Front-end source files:
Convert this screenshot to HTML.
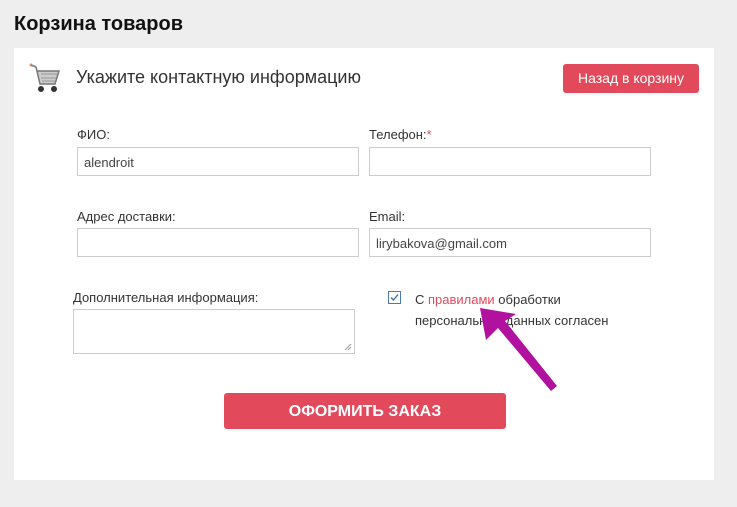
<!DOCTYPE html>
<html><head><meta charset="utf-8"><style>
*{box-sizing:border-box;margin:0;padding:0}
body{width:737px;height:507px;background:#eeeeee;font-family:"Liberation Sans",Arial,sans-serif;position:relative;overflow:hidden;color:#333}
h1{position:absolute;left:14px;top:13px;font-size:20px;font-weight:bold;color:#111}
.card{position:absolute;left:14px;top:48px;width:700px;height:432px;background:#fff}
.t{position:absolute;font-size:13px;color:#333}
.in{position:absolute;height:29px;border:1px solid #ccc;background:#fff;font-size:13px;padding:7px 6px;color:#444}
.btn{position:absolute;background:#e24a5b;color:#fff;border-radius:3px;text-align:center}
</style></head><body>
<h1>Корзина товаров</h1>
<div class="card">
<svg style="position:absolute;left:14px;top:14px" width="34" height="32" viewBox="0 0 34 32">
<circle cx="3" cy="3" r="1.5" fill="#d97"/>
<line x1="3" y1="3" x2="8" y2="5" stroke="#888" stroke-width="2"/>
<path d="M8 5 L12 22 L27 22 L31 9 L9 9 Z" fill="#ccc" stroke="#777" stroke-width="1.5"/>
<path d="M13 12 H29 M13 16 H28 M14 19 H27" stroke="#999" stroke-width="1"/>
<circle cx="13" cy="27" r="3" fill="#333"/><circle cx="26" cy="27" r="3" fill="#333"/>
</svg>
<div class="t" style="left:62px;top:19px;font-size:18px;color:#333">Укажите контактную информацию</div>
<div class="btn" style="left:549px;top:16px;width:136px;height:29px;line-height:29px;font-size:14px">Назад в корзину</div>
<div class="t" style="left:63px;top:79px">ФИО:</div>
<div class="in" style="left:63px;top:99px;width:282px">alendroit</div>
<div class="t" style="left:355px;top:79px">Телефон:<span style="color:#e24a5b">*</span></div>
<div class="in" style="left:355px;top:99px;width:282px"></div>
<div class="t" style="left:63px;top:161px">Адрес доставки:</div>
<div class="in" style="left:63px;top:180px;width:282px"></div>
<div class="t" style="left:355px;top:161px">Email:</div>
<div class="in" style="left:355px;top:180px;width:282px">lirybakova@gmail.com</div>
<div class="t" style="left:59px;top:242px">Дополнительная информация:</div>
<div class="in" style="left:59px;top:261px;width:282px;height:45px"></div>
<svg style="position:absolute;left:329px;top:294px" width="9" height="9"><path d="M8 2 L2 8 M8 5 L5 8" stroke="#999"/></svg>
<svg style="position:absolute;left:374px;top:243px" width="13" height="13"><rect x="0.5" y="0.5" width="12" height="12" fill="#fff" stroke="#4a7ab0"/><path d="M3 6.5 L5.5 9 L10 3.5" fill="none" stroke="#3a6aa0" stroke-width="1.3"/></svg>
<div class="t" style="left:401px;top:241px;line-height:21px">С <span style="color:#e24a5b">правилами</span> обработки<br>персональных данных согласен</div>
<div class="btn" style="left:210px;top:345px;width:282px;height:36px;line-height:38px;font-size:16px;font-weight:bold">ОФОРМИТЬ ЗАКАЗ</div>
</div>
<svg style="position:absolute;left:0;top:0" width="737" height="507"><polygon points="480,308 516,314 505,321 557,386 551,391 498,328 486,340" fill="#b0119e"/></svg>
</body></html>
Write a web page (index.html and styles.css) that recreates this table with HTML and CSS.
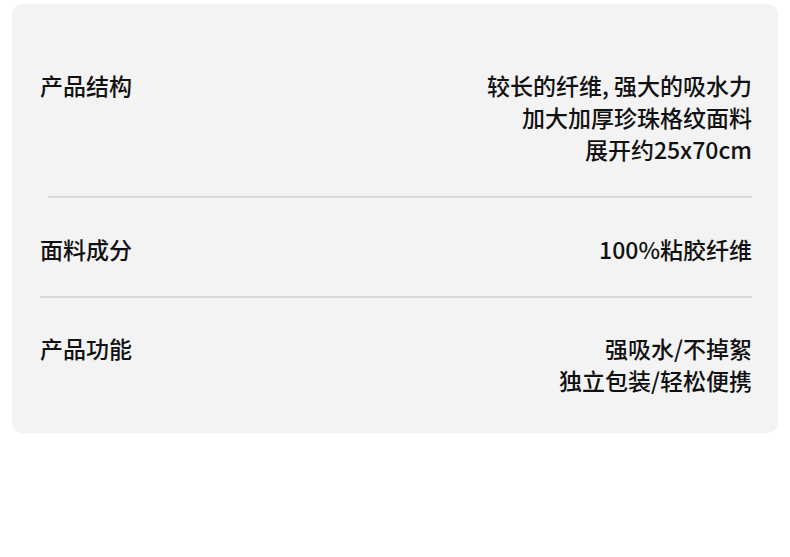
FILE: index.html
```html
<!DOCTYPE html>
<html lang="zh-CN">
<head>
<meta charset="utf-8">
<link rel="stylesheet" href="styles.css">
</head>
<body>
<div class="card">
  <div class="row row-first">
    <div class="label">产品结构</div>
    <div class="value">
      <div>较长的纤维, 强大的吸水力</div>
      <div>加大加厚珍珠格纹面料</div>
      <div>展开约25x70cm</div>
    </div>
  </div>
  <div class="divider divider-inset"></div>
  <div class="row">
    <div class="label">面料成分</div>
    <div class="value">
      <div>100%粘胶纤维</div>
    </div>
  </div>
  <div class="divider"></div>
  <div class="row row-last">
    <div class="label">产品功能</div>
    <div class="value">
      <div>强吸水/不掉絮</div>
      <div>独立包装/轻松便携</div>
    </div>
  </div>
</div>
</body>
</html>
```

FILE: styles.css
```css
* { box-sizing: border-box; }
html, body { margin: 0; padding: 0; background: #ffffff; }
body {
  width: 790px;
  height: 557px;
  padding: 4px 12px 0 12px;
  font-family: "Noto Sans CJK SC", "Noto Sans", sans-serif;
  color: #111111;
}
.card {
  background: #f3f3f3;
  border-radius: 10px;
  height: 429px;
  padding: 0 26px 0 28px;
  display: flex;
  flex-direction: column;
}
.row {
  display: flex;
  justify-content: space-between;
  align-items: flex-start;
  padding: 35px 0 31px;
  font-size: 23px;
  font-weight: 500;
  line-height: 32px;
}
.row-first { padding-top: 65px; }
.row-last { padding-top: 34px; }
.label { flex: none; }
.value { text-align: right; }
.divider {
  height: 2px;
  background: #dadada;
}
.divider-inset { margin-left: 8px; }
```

# Exercise description
Give all the lines above again, character for character, without pictures.

# Exercise result
Convert this screenshot to HTML.
<!DOCTYPE html>
<html><head><meta charset="utf-8"><style>
*{box-sizing:border-box;margin:0;padding:0}
body{width:737px;height:507px;background:#eeeeee;font-family:"Liberation Sans",Arial,sans-serif;position:relative;overflow:hidden;color:#333}
h1{position:absolute;left:14px;top:13px;font-size:20px;font-weight:bold;color:#111}
.card{position:absolute;left:14px;top:48px;width:700px;height:432px;background:#fff}
.t{position:absolute;font-size:13px;color:#333}
.in{position:absolute;height:29px;border:1px solid #ccc;background:#fff;font-size:13px;padding:7px 6px;color:#444}
.btn{position:absolute;background:#e24a5b;color:#fff;border-radius:3px;text-align:center}
</style></head><body>
<h1>Корзина товаров</h1>
<div class="card">
<svg style="position:absolute;left:14px;top:14px" width="34" height="32" viewBox="0 0 34 32">
<circle cx="3" cy="3" r="1.5" fill="#d97"/>
<line x1="3" y1="3" x2="8" y2="5" stroke="#888" stroke-width="2"/>
<path d="M8 5 L12 22 L27 22 L31 9 L9 9 Z" fill="#ccc" stroke="#777" stroke-width="1.5"/>
<path d="M13 12 H29 M13 16 H28 M14 19 H27" stroke="#999" stroke-width="1"/>
<circle cx="13" cy="27" r="3" fill="#333"/><circle cx="26" cy="27" r="3" fill="#333"/>
</svg>
<div class="t" style="left:62px;top:19px;font-size:18px;color:#333">Укажите контактную информацию</div>
<div class="btn" style="left:549px;top:16px;width:136px;height:29px;line-height:29px;font-size:14px">Назад в корзину</div>
<div class="t" style="left:63px;top:79px">ФИО:</div>
<div class="in" style="left:63px;top:99px;width:282px">alendroit</div>
<div class="t" style="left:355px;top:79px">Телефон:<span style="color:#e24a5b">*</span></div>
<div class="in" style="left:355px;top:99px;width:282px"></div>
<div class="t" style="left:63px;top:161px">Адрес доставки:</div>
<div class="in" style="left:63px;top:180px;width:282px"></div>
<div class="t" style="left:355px;top:161px">Email:</div>
<div class="in" style="left:355px;top:180px;width:282px">lirybakova@gmail.com</div>
<div class="t" style="left:59px;top:242px">Дополнительная информация:</div>
<div class="in" style="left:59px;top:261px;width:282px;height:45px"></div>
<svg style="position:absolute;left:329px;top:294px" width="9" height="9"><path d="M8 2 L2 8 M8 5 L5 8" stroke="#999"/></svg>
<svg style="position:absolute;left:374px;top:243px" width="13" height="13"><rect x="0.5" y="0.5" width="12" height="12" fill="#fff" stroke="#4a7ab0"/><path d="M3 6.5 L5.5 9 L10 3.5" fill="none" stroke="#3a6aa0" stroke-width="1.3"/></svg>
<div class="t" style="left:401px;top:241px;line-height:21px">С <span style="color:#e24a5b">правилами</span> обработки<br>персональных данных согласен</div>
<div class="btn" style="left:210px;top:345px;width:282px;height:36px;line-height:38px;font-size:16px;font-weight:bold">ОФОРМИТЬ ЗАКАЗ</div>
</div>
<svg style="position:absolute;left:0;top:0" width="737" height="507"><polygon points="480,308 516,314 505,321 557,386 551,391 498,328 486,340" fill="#b0119e"/></svg>
</body></html>
Write a web page (index.html and styles.css) that recreates this table with HTML and CSS.
FILE: index.html
```html
<!DOCTYPE html>
<html lang="zh-CN">
<head>
<meta charset="utf-8">
<link rel="stylesheet" href="styles.css">
</head>
<body>
<div class="card">
  <div class="row row-first">
    <div class="label">产品结构</div>
    <div class="value">
      <div>较长的纤维, 强大的吸水力</div>
      <div>加大加厚珍珠格纹面料</div>
      <div>展开约25x70cm</div>
    </div>
  </div>
  <div class="divider divider-inset"></div>
  <div class="row">
    <div class="label">面料成分</div>
    <div class="value">
      <div>100%粘胶纤维</div>
    </div>
  </div>
  <div class="divider"></div>
  <div class="row row-last">
    <div class="label">产品功能</div>
    <div class="value">
      <div>强吸水/不掉絮</div>
      <div>独立包装/轻松便携</div>
    </div>
  </div>
</div>
</body>
</html>
```

FILE: styles.css
```css
* { box-sizing: border-box; }
html, body { margin: 0; padding: 0; background: #ffffff; }
body {
  width: 790px;
  height: 557px;
  padding: 4px 12px 0 12px;
  font-family: "Noto Sans CJK SC", "Noto Sans", sans-serif;
  color: #111111;
}
.card {
  background: #f3f3f3;
  border-radius: 10px;
  height: 429px;
  padding: 0 26px 0 28px;
  display: flex;
  flex-direction: column;
}
.row {
  display: flex;
  justify-content: space-between;
  align-items: flex-start;
  padding: 35px 0 31px;
  font-size: 23px;
  font-weight: 500;
  line-height: 32px;
}
.row-first { padding-top: 65px; }
.row-last { padding-top: 34px; }
.label { flex: none; }
.value { text-align: right; }
.divider {
  height: 2px;
  background: #dadada;
}
.divider-inset { margin-left: 8px; }
```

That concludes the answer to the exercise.